The Guardian ran an article that I have written several times on my blog. Multiple the average number of books you read in a year, times the number of years you think you’ve got left to live, and that gives you how many books you have left to read in your lifetime. I figure I have 500-1,000. I already own over a 1,000 unread books, and I buy new ones at the rate maybe 5 a week. So, I’m buying another 2,500-5,000 books before I die, even though I’ll only read 500-1,000 more books.
This brings up all kinds of problems, beyond the obvious stupidity of buying books that I’ll never read. The math is simple! I read one book a week, and I buy five? Could I be any more stupid?
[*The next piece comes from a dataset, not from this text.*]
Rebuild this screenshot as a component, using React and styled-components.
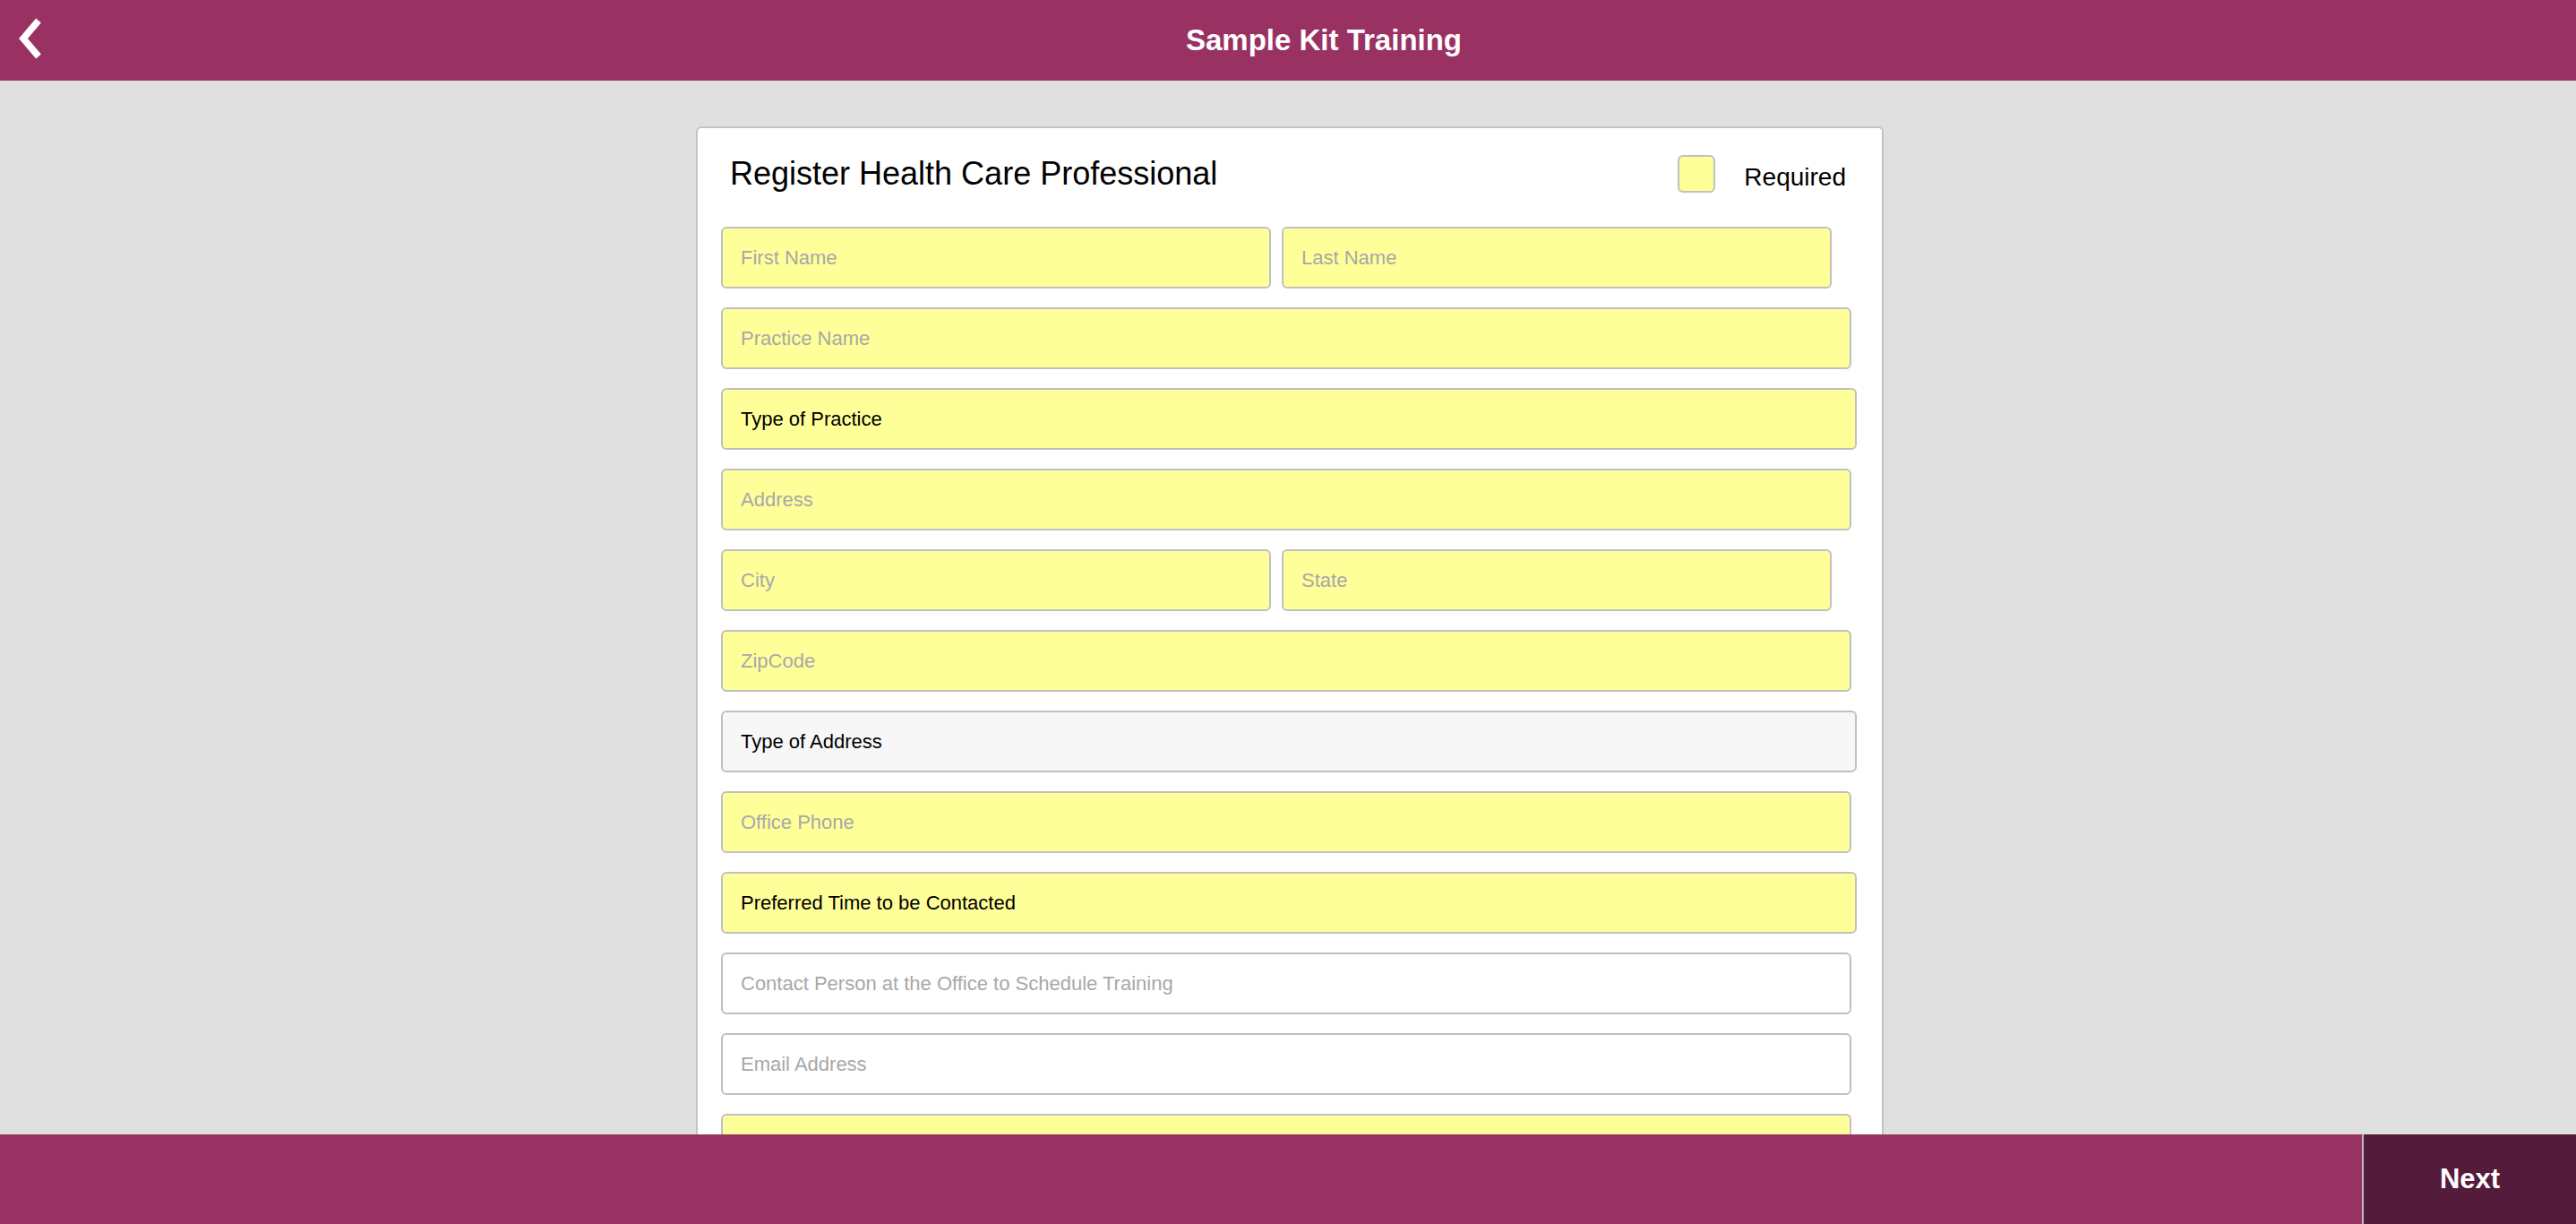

Each week I read a book—and that week might actually be my last week on Earth. Or it might be one of a 1,000 weeks I might have left. Either way, should I ever read a so-so book? Or even a merely very good book? I’m pretty sure there are way more than 1,000 excellent books out there that I haven’t read. So, each week, should I think to myself, “Hey, let’s pick a mediocre book and read it this week!”
Everyone loves to play that game – “What one book would you take to a deserted island?” Isn’t that how we should be think every time we pick up a book to read? Read every book as if it was our last?
I read one book a week. I should always think to myself that this week could be my last. Shouldn’t the book I pick to read be one that’s at least deserted island worthy?
It’s not like we’re short on great books.
I should do two things. First, don’t buy books until I’m ready to read them. Second, don’t read anything less than a great book.